Heeft de Vlaamse Regering al concrete maatregelen genomen? Het aantal plaatsen in de kinderopvang is opgetrokken en er werd voor de flexibele en occasionele kinderopvang een regeling uitgewerkt. Voor een meer gedetailleerd overzicht van de initiatieven die de Vlaamse Regering nam op het vlak van kinderopvang wil ik graag doorverwijzen naar minister Vanackere.
De voorzitter: Mevrouw Michiels heeft het woord.
Mevrouw An Michiels: Ik dank u voor het zeer uitgebreide antwoord. Het is duidelijk dat onderwijs al veel doet en dat in de sector rond deze problematiek wel een en ander in beweging is gezet. Het is me evenwel niet duidelijk of de vooroordelen en motieven bij ouders die aanleiding geven tot bepaalde studiekeuzes van de kinderen, en ook de vooroordelen en motieven bij de kinderen zelf, onder invloed komen van de verhoogde aandacht voor technologie en dergelijke. Is die aandacht bij hen al doorgedrongen? Ik denk dat dit tijd zal vergen. Ik heb zelf een zoon die in 2007 het zesde leerjaar heeft beëindigd, en het was niet gemakkelijk om zijn studiekeuze aan zijn klastitularis uit te leggen. Ook in de scholen zelf is er dus nog werk aan de winkel om de leerkrachten mee te krijgen.
De voorzitter: Minister Vandenbroucke heeft het woord.

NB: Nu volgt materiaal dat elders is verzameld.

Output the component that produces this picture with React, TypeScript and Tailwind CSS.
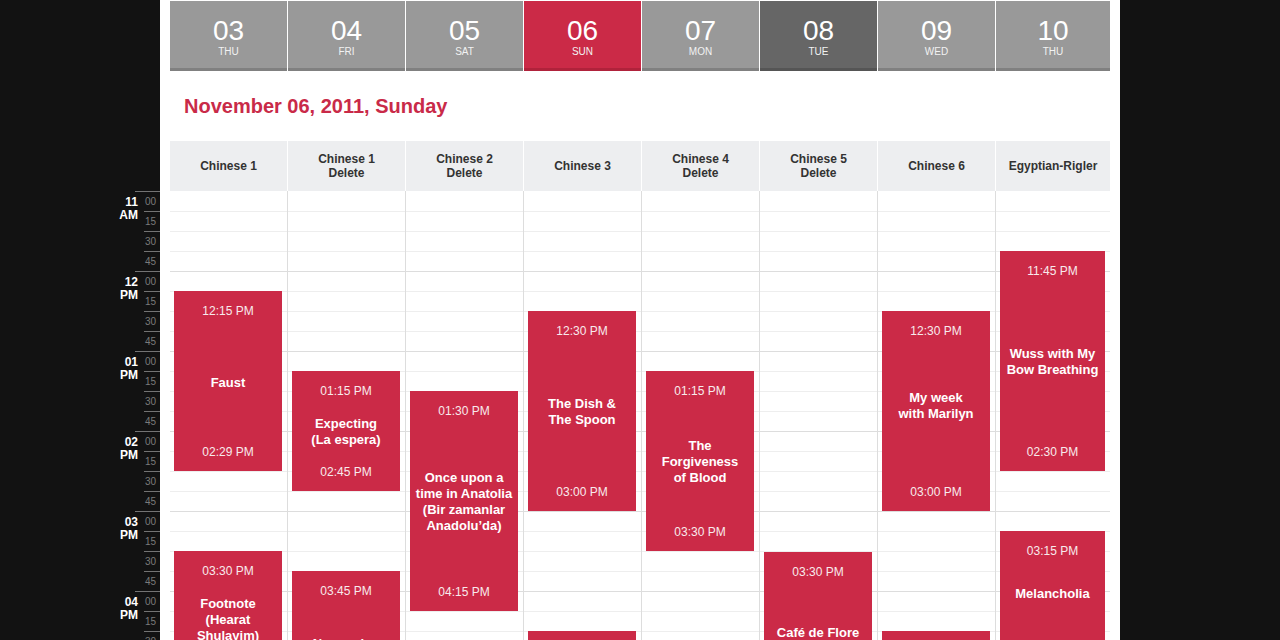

Minister Frank Vandenbroucke: Ik geef u helemaal gelijk: het is een werk van lange adem. Het voorbeeld dat u geeft, is ongetwijfeld pertinent. Quick wins zijn er niet. Ik heb in mijn antwoord een geheel van projecten en maatregelen opgesomd die eigenlijk horizontaal worden toegepast en ertoe zouden moeten leiden dat meisjes beter kiezen. Maar dat zal nog niet voor morgen zijn.
De voorzitter: Mevrouw Helsen heeft het woord.
Mevrouw Kathleen Helsen: Weet u al of meisjes ten gevolge van de proeftuinen anders beginnen te kiezen? Ik betwijfel het of er effecten merkbaar zullen worden, want mijns inziens spelen er zo veel factoren mee die men niet allemaal kan beïnvloeden.
De voorzitter: Minister Vandenbroucke heeft het woord.
Minister Frank Vandenbroucke: Het is echt te vroeg om daarover nu al uit te weiden. Ik zou dat als een aandachtspunt moeten noteren en navragen dat men dat bekijkt.
De voorzitter: Het incident is gesloten.